» Given instruction
Copy out the listing in full, exactly as written, but not its pictures.

» Information supplied
------------------------------------------------------------------------

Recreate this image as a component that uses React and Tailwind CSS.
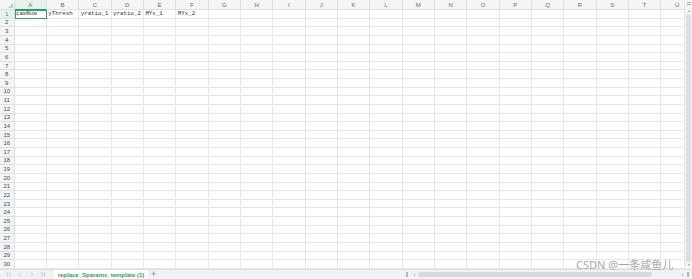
const COLS = 'ABCDEFGHIJKLMNOPQRSTU'.split('');
const ROWS = Array.from({ length: 30 }, (_, i) => i + 1);
const DATA = ['camNum', 'yThresh', 'yratio_1', 'yratio_2', 'MYx_1', 'MYx_2'];

function NavIcon({ d }) {
    return (
        <svg width="7" height="7" viewBox="0 0 8 8" className="text-[#b8bcc2]">
            <path d={d} fill="none" stroke="currentColor" strokeWidth="0.9" />
        </svg>
    );
}

export default function App() {
    return (
        <div className="relative w-[692px] h-[279px] overflow-hidden bg-white flex flex-col font-['Liberation_Sans',sans-serif]">
            <div className="flex h-[269px]">
                <div
                    className="grid overflow-hidden flex-1"
                    style={{ gridTemplateColumns: '14.5px repeat(21, 32.35px)', gridTemplateRows: '10px repeat(30, 8.63px)' }}
                >
                    <div className="bg-[#f4f5f7] border-r border-b border-[#d9dce1] flex items-end justify-end p-[1px]">
                        <div className="w-0 h-0 border-l-[5px] border-l-transparent border-b-[5px] border-b-[#c5c8cd]" />
                    </div>
                    {COLS.map((c, i) => (
                        <div
                            key={c}
                            className={`border-r border-b border-[#dcdfe4] flex items-center justify-center text-[6px] leading-none ${i === 0 ? 'bg-[#e8f2ed] text-[#2a9d63] border-b-[#2a9d63]' : 'bg-[#f4f5f7] text-[#666a70]'}`}
                        >
                            {c}
                        </div>
                    ))}
                    {ROWS.map((r) => (
                        <div key={r} className="contents">
                            <div
                                className={`border-r border-b border-[#dcdfe4] flex items-center justify-center text-[6px] leading-none ${r === 1 ? 'bg-[#e8f2ed] text-[#2a9d63]' : 'bg-[#f4f5f7] text-[#474b51]'}`}
                            >
                                {r}
                            </div>
                            {COLS.map((c, i) => {
                                const sel = r === 1 && i === 0;
                                return (
                                    <div
                                        key={c}
                                        className={`border-r border-b border-[#e3e6ec] flex items-center overflow-hidden whitespace-nowrap text-[5.8px] leading-none text-[#333] font-['Liberation_Mono',monospace] ${sel ? 'outline outline-[1.5px] outline-[#2fa36a] -outline-offset-1 z-10' : ''}`}
                                    >
                                        {r === 1 && DATA[i] ? <span className="pl-[1.5px]">{DATA[i]}</span> : null}
                                    </div>
                                );
                            })}
                        </div>
                    ))}
                </div>
                <div className="w-[8px] bg-[#f3f4f6] border-l border-[#e2e4e8] flex flex-col items-center pt-[2px] pb-[3px] gap-[2px]">
                    <div className="flex flex-col gap-[1px]">
                        <div className="w-[4px] h-[0.8px] bg-[#a9adb3]" />
                        <div className="w-[4px] h-[0.8px] bg-[#a9adb3]" />
                    </div>
                    <div className="w-0 h-0 border-l-[1.5px] border-r-[1.5px] border-b-[2px] border-l-transparent border-r-transparent border-b-[#9aa0a6] mt-[3px]" />
                    <div className="w-[5px] flex-1 rounded-full bg-[#dcdee2]" />
                    <div className="w-0 h-0 border-l-[1.5px] border-r-[1.5px] border-t-[2px] border-l-transparent border-r-transparent border-t-[#9aa0a6]" />
                </div>
            </div>
            <div className="h-[10px] bg-[#f1f2f4] border-t border-[#dcdfe4] flex items-center">
                <div className="flex items-center gap-[4px] pl-[6px] w-[54px]">
                    <NavIcon d="M1.5 1.5V6.5M6 1.5L3 4L6 6.5" />
                    <NavIcon d="M5 1.5L2.5 4L5 6.5" />
                    <NavIcon d="M3 1.5L5.5 4L3 6.5" />
                    <NavIcon d="M2 1.5L5 4L2 6.5M6.5 1.5V6.5" />
                </div>
                <div className="h-full w-[94px] bg-white flex items-center justify-center text-[6px] font-bold text-[#1fa35e] leading-none">
                    replace_Sparams_template (1)
                </div>
                <div className="ml-[3px] text-[9px] leading-none text-[#7a7f86]">+</div>
                <div className="flex-1" />
                <div className="flex items-center gap-[5px] mr-[3px]">
                    <div className="w-[2px] h-[5px] border-x border-[#b4b8be]" />
                    <div className="w-0 h-0 border-t-[1.5px] border-b-[1.5px] border-r-[2px] border-t-transparent border-b-transparent border-r-[#a7abb1]" />
                </div>
                <div className="w-[264px] h-full flex items-center">
                    <div className="w-[234px] h-[5px] rounded-full bg-[#d6d8dc]" />
                </div>
                <div className="flex items-center gap-[3px] mr-[3px]">
                    <div className="w-0 h-0 border-t-[1.5px] border-b-[1.5px] border-l-[2px] border-t-transparent border-b-transparent border-l-[#a7abb1]" />
                    <div className="w-[2px] h-[5px] border-x border-[#b4b8be]" />
                </div>
            </div>
            <div className="absolute left-[576px] top-[259px] text-[11px] leading-none text-[#a8a8a8] whitespace-nowrap font-['Noto_Sans','Noto_Sans_CJK_SC',sans-serif] [text-shadow:0_0_1px_#ffffff,0_0_1px_#ffffff]">
                CSDN @一条咸鱼儿
            </div>
        </div>
    );
}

------------------------------------------------------------------------

» Problem solution
Recreate this image as a component that uses React and Tailwind CSS.
const COLS = 'ABCDEFGHIJKLMNOPQRSTU'.split('');
const ROWS = Array.from({ length: 30 }, (_, i) => i + 1);
const DATA = ['camNum', 'yThresh', 'yratio_1', 'yratio_2', 'MYx_1', 'MYx_2'];

function NavIcon({ d }) {
    return (
        <svg width="7" height="7" viewBox="0 0 8 8" className="text-[#b8bcc2]">
            <path d={d} fill="none" stroke="currentColor" strokeWidth="0.9" />
        </svg>
    );
}

export default function App() {
    return (
        <div className="relative w-[692px] h-[279px] overflow-hidden bg-white flex flex-col font-['Liberation_Sans',sans-serif]">
            <div className="flex h-[269px]">
                <div
                    className="grid overflow-hidden flex-1"
                    style={{ gridTemplateColumns: '14.5px repeat(21, 32.35px)', gridTemplateRows: '10px repeat(30, 8.63px)' }}
                >
                    <div className="bg-[#f4f5f7] border-r border-b border-[#d9dce1] flex items-end justify-end p-[1px]">
                        <div className="w-0 h-0 border-l-[5px] border-l-transparent border-b-[5px] border-b-[#c5c8cd]" />
                    </div>
                    {COLS.map((c, i) => (
                        <div
                            key={c}
                            className={`border-r border-b border-[#dcdfe4] flex items-center justify-center text-[6px] leading-none ${i === 0 ? 'bg-[#e8f2ed] text-[#2a9d63] border-b-[#2a9d63]' : 'bg-[#f4f5f7] text-[#666a70]'}`}
                        >
                            {c}
                        </div>
                    ))}
                    {ROWS.map((r) => (
                        <div key={r} className="contents">
                            <div
                                className={`border-r border-b border-[#dcdfe4] flex items-center justify-center text-[6px] leading-none ${r === 1 ? 'bg-[#e8f2ed] text-[#2a9d63]' : 'bg-[#f4f5f7] text-[#474b51]'}`}
                            >
                                {r}
                            </div>
                            {COLS.map((c, i) => {
                                const sel = r === 1 && i === 0;
                                return (
                                    <div
                                        key={c}
                                        className={`border-r border-b border-[#e3e6ec] flex items-center overflow-hidden whitespace-nowrap text-[5.8px] leading-none text-[#333] font-['Liberation_Mono',monospace] ${sel ? 'outline outline-[1.5px] outline-[#2fa36a] -outline-offset-1 z-10' : ''}`}
                                    >
                                        {r === 1 && DATA[i] ? <span className="pl-[1.5px]">{DATA[i]}</span> : null}
                                    </div>
                                );
                            })}
                        </div>
                    ))}
                </div>
                <div className="w-[8px] bg-[#f3f4f6] border-l border-[#e2e4e8] flex flex-col items-center pt-[2px] pb-[3px] gap-[2px]">
                    <div className="flex flex-col gap-[1px]">
                        <div className="w-[4px] h-[0.8px] bg-[#a9adb3]" />
                        <div className="w-[4px] h-[0.8px] bg-[#a9adb3]" />
                    </div>
                    <div className="w-0 h-0 border-l-[1.5px] border-r-[1.5px] border-b-[2px] border-l-transparent border-r-transparent border-b-[#9aa0a6] mt-[3px]" />
                    <div className="w-[5px] flex-1 rounded-full bg-[#dcdee2]" />
                    <div className="w-0 h-0 border-l-[1.5px] border-r-[1.5px] border-t-[2px] border-l-transparent border-r-transparent border-t-[#9aa0a6]" />
                </div>
            </div>
            <div className="h-[10px] bg-[#f1f2f4] border-t border-[#dcdfe4] flex items-center">
                <div className="flex items-center gap-[4px] pl-[6px] w-[54px]">
                    <NavIcon d="M1.5 1.5V6.5M6 1.5L3 4L6 6.5" />
                    <NavIcon d="M5 1.5L2.5 4L5 6.5" />
                    <NavIcon d="M3 1.5L5.5 4L3 6.5" />
                    <NavIcon d="M2 1.5L5 4L2 6.5M6.5 1.5V6.5" />
                </div>
                <div className="h-full w-[94px] bg-white flex items-center justify-center text-[6px] font-bold text-[#1fa35e] leading-none">
                    replace_Sparams_template (1)
                </div>
                <div className="ml-[3px] text-[9px] leading-none text-[#7a7f86]">+</div>
                <div className="flex-1" />
                <div className="flex items-center gap-[5px] mr-[3px]">
                    <div className="w-[2px] h-[5px] border-x border-[#b4b8be]" />
                    <div className="w-0 h-0 border-t-[1.5px] border-b-[1.5px] border-r-[2px] border-t-transparent border-b-transparent border-r-[#a7abb1]" />
                </div>
                <div className="w-[264px] h-full flex items-center">
                    <div className="w-[234px] h-[5px] rounded-full bg-[#d6d8dc]" />
                </div>
                <div className="flex items-center gap-[3px] mr-[3px]">
                    <div className="w-0 h-0 border-t-[1.5px] border-b-[1.5px] border-l-[2px] border-t-transparent border-b-transparent border-l-[#a7abb1]" />
                    <div className="w-[2px] h-[5px] border-x border-[#b4b8be]" />
                </div>
            </div>
            <div className="absolute left-[576px] top-[259px] text-[11px] leading-none text-[#a8a8a8] whitespace-nowrap font-['Noto_Sans','Noto_Sans_CJK_SC',sans-serif] [text-shadow:0_0_1px_#ffffff,0_0_1px_#ffffff]">
                CSDN @一条咸鱼儿
            </div>
        </div>
    );
}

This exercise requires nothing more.